In 1859, Charles Darwin wrote On the Origin of Species by Means of Natural Selection. This book completely changed the way scientists viewed animals and their habitats. In his book, Darwin presented the idea of evolution and he explained natural selection, the idea of survival of the fittest (Reece 8). With these new theories and discoveries, scientists gained a much greater understanding of animal behavior.
Further technological developments have taken place in the past century. As scientists continue to discover and invent new tools, zoology will keep growing.
Zoologists can take many different paths within the field of zoology. They could be a researcher, a teacher, a zookeeper, or one of the other many options. Many zoologists juggle multiple positions at one time. Zoo keeping is one of the more interactive jobs that a zoologist could take.
A job as a zookeeper varies every day. Zookeepers are responsible for maintaining and caring for animals. They feed, bathe, groom, and clean the animal exhibits. Zookeepers may participate in public education programs in the zoo and assist animal trainers performing shows. They also have to do administrative work such as keeping careful records of daily observations (“Zookeepers”). According to Jennifer Burns, zookeepers “may collaborate with other zoos on animal exchanges and visiting exhibits, participate in breeding plans, attend meetings, and work on public relations or fund-raising” (Burns). The work of a zookeeper is not limited to just their own zoo.
Zookeepers often come to know the animals they work with. The friendships between zookeepers and the animals are beneficial to both of them. Because of their relationships, zookeepers can easily identify when something is wrong with the animal. If zookeepers specifically work with one type of animal, they may also perform research on that same kind of animal (Devantier).
Zoo keeping is only one of the possibilities for a zoologist. Each zoology related job is different and has varied responsibilities and benefits.
Although there are negative aspects, zoology can be rewarding.

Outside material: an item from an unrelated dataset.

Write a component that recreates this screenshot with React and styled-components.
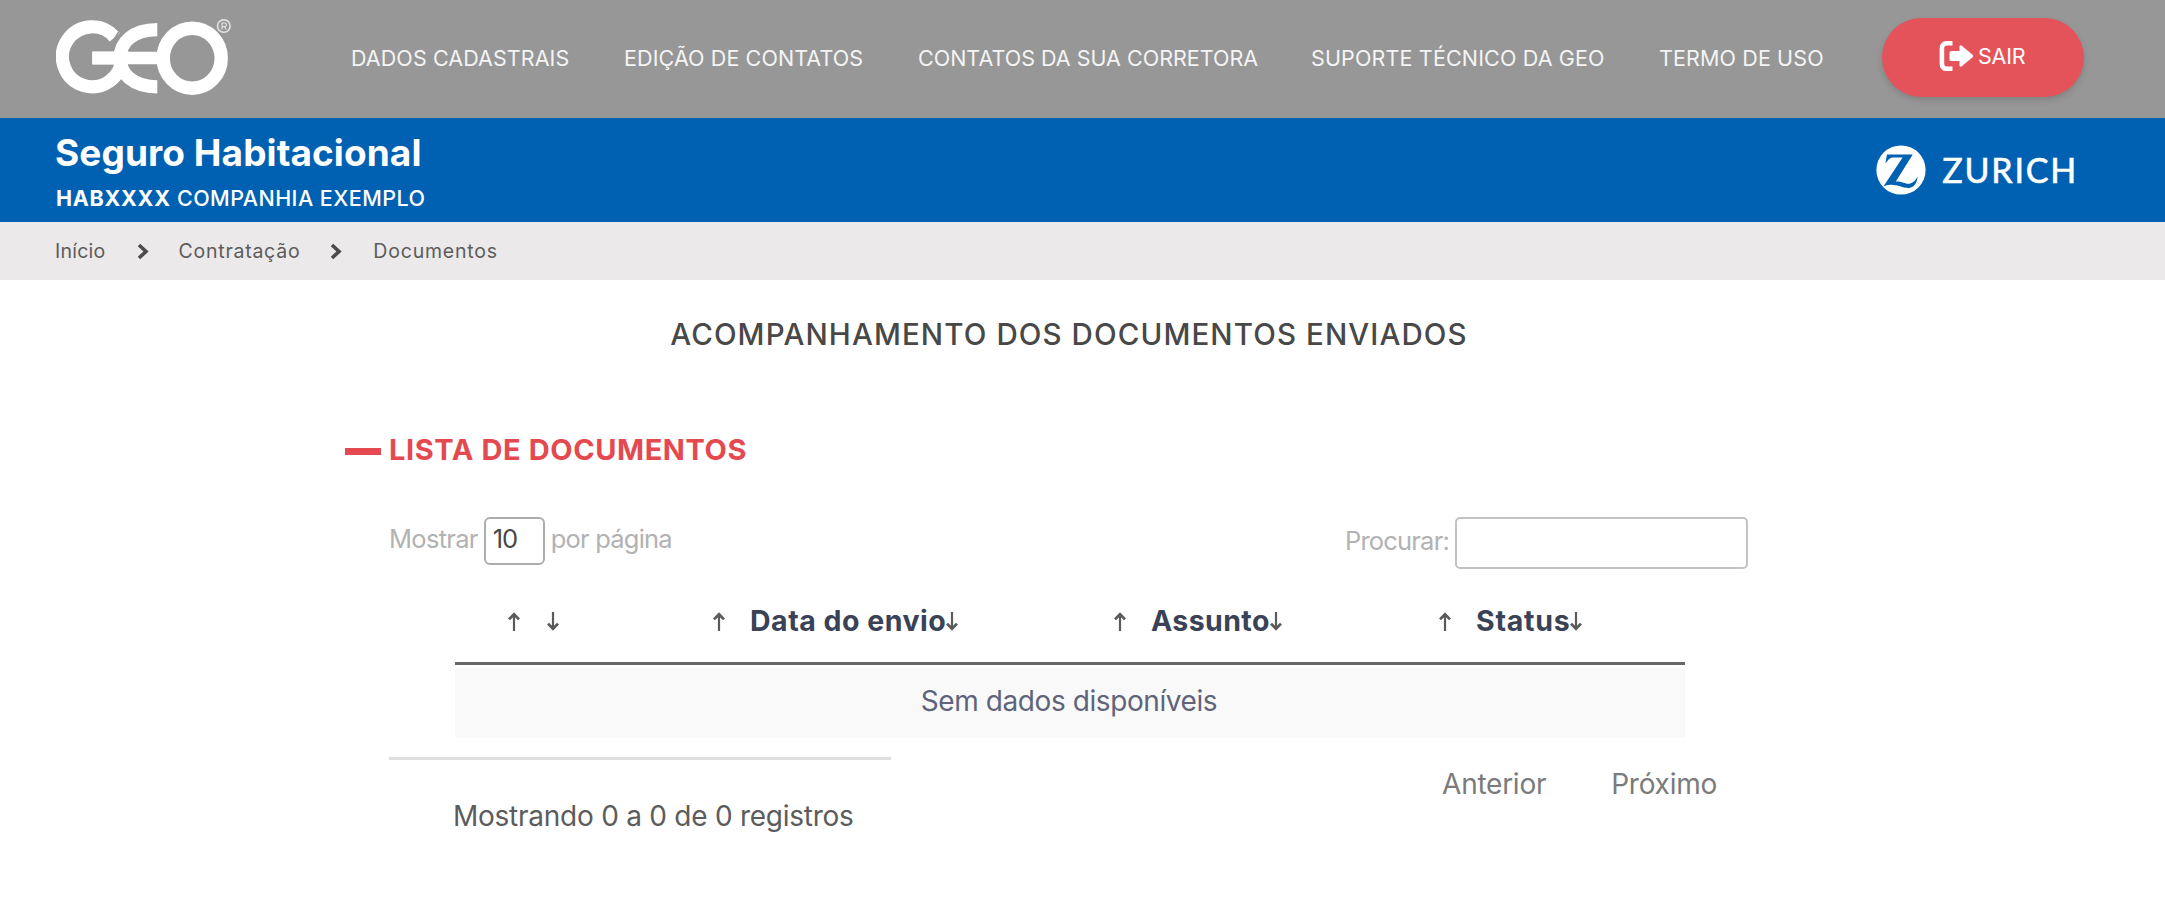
import React from "react";
import styled, { createGlobalStyle } from "styled-components";

const GlobalStyle = createGlobalStyle`
  *, *::before, *::after { box-sizing: border-box; }
  body {
    margin: 0;
    background: #fff;
    font-family: Inter, "Liberation Sans", sans-serif;
    color: #4a4a4a;
  }
`;

const Page = styled.div`
  min-height: 916px;
  background: #fff;
`;

const Text = styled.span`
  white-space: nowrap;
  letter-spacing: ${(p) => p.$ls || 0}px;
`;

const TopBar = styled.header`
  display: flex;
  align-items: flex-start;
  height: 118px;
  padding-left: 56px;
  background: #979797;
  color: #f4f4f4;
`;

const GeoLogo = styled.svg`
  display: block;
  width: 176px;
  height: 118px;
  flex: none;
`;

const Nav = styled.nav`
  display: flex;
  width: 1532px;
  margin-left: 119px;
  padding-top: 44px;
`;

const NavLink = styled.a`
  width: ${(p) => p.$w}px;
  flex: none;
  font-size: 21.5px;
  line-height: 29px;
  white-space: nowrap;
  letter-spacing: ${(p) => p.$ls || 0}px;
`;

const ExitButton = styled.button`
  display: flex;
  align-items: center;
  gap: 4px;
  width: 202px;
  height: 79px;
  margin: 18px 0 0 -1px;
  padding: 0 0 3px 57px;
  border: 0;
  border-radius: 40px;
  background: #e5535a;
  box-shadow: 0 3px 6px rgba(0, 0, 0, 0.14);
  color: #fff;
  font: 400 21.5px/30px Inter, sans-serif;
  flex: none;
`;

const Brand = styled.section`
  display: flex;
  justify-content: space-between;
  height: 104px;
  padding: 14px 87px 0 55px;
  background: #0061b3;
  color: #fff;
`;

const Product = styled.h1`
  margin: 0;
  font-size: 37px;
  line-height: 42px;
  font-weight: 700;
  letter-spacing: 0.08px;
`;

const Company = styled.p`
  margin: 11px 0 0 1px;
  font-size: 21.5px;
  line-height: 27px;
  font-weight: 500;
  letter-spacing: 0.45px;

  b {
    font-weight: 700;
    letter-spacing: 0.7px;
  }
`;

const Insurer = styled.div`
  display: flex;
  align-items: center;
  gap: 16px;
  height: 76px;
  font: 400 34px/40px Lato, sans-serif;
  letter-spacing: 1.8px;
  -webkit-text-stroke: 0.6px #fff;
`;

const Crumbs = styled.nav`
  display: flex;
  align-items: center;
  height: 58px;
  padding: 0 0 0 55px;
  background: #ebe9e9;
  color: #5c5c5c;
  font-size: 19.5px;
  line-height: 28px;
`;

const Chevron = styled.svg`
  width: 12px;
  height: 17px;
  margin: 0 ${(p) => p.$right}px 0 ${(p) => p.$left}px;
`;

const Heading = styled.h2`
  margin: 0;
  padding: 36px 27px 0 0;
  text-align: center;
  font-size: 29.5px;
  line-height: 36px;
  font-weight: 500;
  letter-spacing: 1.1px;
  color: #484848;
`;

const Content = styled.main`
  width: 1404px;
  margin: 80px 0 0 345px;
`;

const SectionTitle = styled.h3`
  display: flex;
  align-items: center;
  gap: 8px;
  margin: 0;
  font-size: 29px;
  line-height: 36px;
  font-weight: 700;
  letter-spacing: 0.6px;
  color: #e54950;

  &::before {
    content: "";
    width: 36px;
    height: 7px;
    margin-top: 3px;
    background: #e54950;
  }
`;

const Controls = styled.div`
  display: flex;
  justify-content: space-between;
  height: 52px;
  margin: 49px 1px 0 44px;
  font-size: 25.5px;
  font-weight: 400;
  color: #b2b2b2;
`;

const Length = styled.label`
  display: flex;
  gap: 6px;
  line-height: 44px;
`;

const LengthBox = styled.span`
  width: 61px;
  height: 48px;
  padding-left: 7px;
  border: 2px solid #adadad;
  border-radius: 6px;
  line-height: 40px;
  letter-spacing: -1px;
  color: #484848;
`;

const Search = styled.label`
  display: flex;
  gap: 6px;
  line-height: 48px;
`;

const SearchInput = styled.input`
  width: 293px;
  height: 52px;
  padding: 0 10px;
  border: 2px solid #c2c2c2;
  border-radius: 5px;
  background: #fff;
`;

const Table = styled.div`
  width: 1230px;
  margin-left: 110px;
`;

const TableHead = styled.div`
  display: flex;
  height: 96px;
  padding-top: 32px;
  border-bottom: 3px solid #676767;
`;

const HeadCell = styled.div`
  display: flex;
  align-items: center;
  width: ${(p) => p.$w}px;
  height: 38px;
  flex: none;
  font-size: 28.5px;
  font-weight: 700;
  color: #3a4356;

  &:first-child {
    margin-left: 53px;
  }
`;

const Label = styled.span`
  margin-left: 25px;
  min-width: 2px;
  white-space: nowrap;
  letter-spacing: ${(p) => p.$ls || 0}px;
`;

const Arrow = styled.svg`
  width: 12px;
  height: 19px;
  margin-top: 3px;
  flex: none;
  transform: ${(p) => (p.$down ? "rotate(180deg)" : "none")};
`;

const EmptyRow = styled.div`
  height: 70px;
  margin-top: 3px;
  padding: 0 2px 0 0;
  background: #f9f9f9;
  text-align: center;
  font-size: 28px;
  line-height: 66px;
  letter-spacing: -0.42px;
  color: #60647a;
`;

const Footer = styled.div`
  display: flex;
  justify-content: space-between;
  margin: 19px 0 0 44px;
  font-size: 28px;
  letter-spacing: -0.25px;
`;

const Info = styled.div`
  width: 502px;
  padding: 38px 0 0 64px;
  border-top: 3px solid #dedede;
  line-height: 36px;
  white-space: nowrap;
  color: #5c5c5c;
`;

const Pager = styled.div`
  display: flex;
  gap: 65px;
  padding: 9px 32px 0 0;
  line-height: 36px;
  color: #7b7b7b;
`;

const NAV = [
  { label: "DADOS CADASTRAIS", w: 273, ls: 0.08 },
  { label: "EDIÇÃO DE CONTATOS", w: 294, ls: 0.1 },
  { label: "CONTATOS DA SUA CORRETORA", w: 393, ls: 0.01 },
  { label: "SUPORTE TÉCNICO DA GEO", w: 348, ls: 0.15 },
  { label: "TERMO DE USO", w: 170, ls: 0.12 },
];

const COLUMNS = [
  { label: "", w: 205 },
  { label: "Data do envio", w: 401, ls: 0.5 },
  { label: "Assunto", w: 325, ls: 0.4 },
  { label: "Status", w: 200, ls: 0.75 },
];

function Logo() {
  return (
    <GeoLogo viewBox="56 0 176 118" fill="none" stroke="#fff" aria-label="GEO">
      <path d="M114.8 37.2A29.8 30 0 1 0 122 58H92.3" strokeWidth="13.2" />
      <path d="M157.3 29.6C132 29.6 120 43 120 58C120 73 132 86.8 157.3 86.8" strokeWidth="13.2" />
      <path d="M92.3 58H162" strokeWidth="12.6" />
      <ellipse cx="192.2" cy="58.2" rx="29" ry="30" strokeWidth="13.4" />
      <path d="M119.2 31.5C115.5 36 113.4 40 112.4 45.5" stroke="#979797" strokeWidth="1.6" />
      <circle cx="223.8" cy="26" r="6.3" stroke="#e6e6e6" strokeWidth="1.5" />
      <path d="M222 29.5V23H224.6A1.7 1.7 0 0 1 224.6 26.6H222M224.4 26.6L226.3 29.5" stroke="#e6e6e6" strokeWidth="1.1" />
    </GeoLogo>
  );
}

function ExitIcon() {
  return (
    <svg width="35" height="30" viewBox="0 0 35 30" fill="none">
      <path d="M13.5 2.3H8Q2.9 2.3 2.9 7.6V22.4Q2.9 27.7 8 27.7H13.5" stroke="#fff" strokeWidth="4.6" />
      <path d="M12 10H20.5V5.6Q21 3.6 22.8 4.8L33.6 13.7Q34.8 15 33.6 16.3L22.8 25.2Q21 26.4 20.5 24.4V20H12Q10.5 20 10.5 18.5V11.5Q10.5 10 12 10Z" fill="#fff" />
    </svg>
  );
}

function ZurichMark() {
  return (
    <svg width="50" height="50" viewBox="0 0 50 50" stroke="none">
      <circle cx="25" cy="25" r="24.6" fill="#fff" />
      <path
        d="M11 9.5H36.8L19.8 36.4C27 36.2 30 39.6 34.4 38.4C38 37.4 40 34.6 41.6 31.6C41 38.6 37.8 43 32.4 43C26 43 22 39.4 14 39.8C11.4 40 9.4 40.6 7.4 41.6L26.6 12.4H18.5C13.8 12.4 12.4 14.2 9.4 18.6Z"
        fill="#0061b3"
      />
    </svg>
  );
}

function Separator({ left, right }) {
  return (
    <Chevron $left={left} $right={right} viewBox="0 0 12 17" fill="none">
      <path d="M2 2L9 8.5L2 15" stroke="#4b4b4b" strokeWidth="3.6" />
    </Chevron>
  );
}

function SortArrow({ down }) {
  return (
    <Arrow $down={down} viewBox="0 0 12 19" fill="none" stroke="#5a5a5a">
      <path d="M6 19V2.5" strokeWidth="2.2" />
      <path d="M1 7.4L6 2.2L11 7.4" strokeWidth="2.8" />
    </Arrow>
  );
}

export default function App() {
  return (
    <Page>
      <GlobalStyle />
      <TopBar>
        <Logo />
        <Nav>
          {NAV.map((n) => (
            <NavLink key={n.label} $w={n.w} $ls={n.ls}>
              {n.label}
            </NavLink>
          ))}
        </Nav>
        <ExitButton>
          <ExitIcon />
          <Text $ls={-0.2}>SAIR</Text>
        </ExitButton>
      </TopBar>
      <Brand>
        <div>
          <Product>Seguro Habitacional</Product>
          <Company>
            <b>HABXXXX</b> COMPANHIA EXEMPLO
          </Company>
        </div>
        <Insurer>
          <ZurichMark />
          <span>ZURICH</span>
        </Insurer>
      </Brand>
      <Crumbs>
        <Text $ls={0.25}>Início</Text>
        <Separator left={31} right={30} />
        <Text $ls={0.75}>Contratação</Text>
        <Separator left={30} right={31} />
        <Text $ls={0.8}>Documentos</Text>
      </Crumbs>
      <Heading>ACOMPANHAMENTO DOS DOCUMENTOS ENVIADOS</Heading>
      <Content>
        <SectionTitle>LISTA DE DOCUMENTOS</SectionTitle>
        <Controls>
          <Length>
            <Text $ls={-0.7}>Mostrar</Text>
            <LengthBox>10</LengthBox>
            <Text $ls={-0.8}>por página</Text>
          </Length>
          <Search>
            <Text $ls={-0.8}>Procurar:</Text>
            <SearchInput />
          </Search>
        </Controls>
        <Table>
          <TableHead>
            {COLUMNS.map((c, i) => (
              <HeadCell key={i} $w={c.w}>
                <SortArrow />
                <Label $ls={c.ls}>{c.label}</Label>
                <SortArrow down />
              </HeadCell>
            ))}
          </TableHead>
          <EmptyRow>Sem dados disponíveis</EmptyRow>
        </Table>
        <Footer>
          <Info>Mostrando 0 a 0 de 0 registros</Info>
          <Pager>
            <span>Anterior</span>
            <span>Próximo</span>
          </Pager>
        </Footer>
      </Content>
    </Page>
  );
}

Working in the career of zoology is not for those who only want the benefits. Most zoologists do this job because of their love for zoology.
One of the advantages of being a zoologist is having the ability to work with animals. Since zoology is centered around life and animals, many people working in this career are animal-lovers. They are able to take time to study and spend time with animals (“Zoologists”).
Another benefit is the opportunity to work with people. Although some paths in zoology may not include the social aspect, many paths do. For example, a zoology teacher works with students and a zookeeper may work with visitors at the zoo (Devantier).
Despite the advantages, there are quite a few negatives to zoology. When working in the field, though, most zoologists manage to look over the negatives because they love the career.
One setback to being a zoologist is the money. Zoologists don’t receive much pay unless they are in a higher level of the job, most likely research (“Zoologists”). The pay does, though, differ between each individual job within zoology.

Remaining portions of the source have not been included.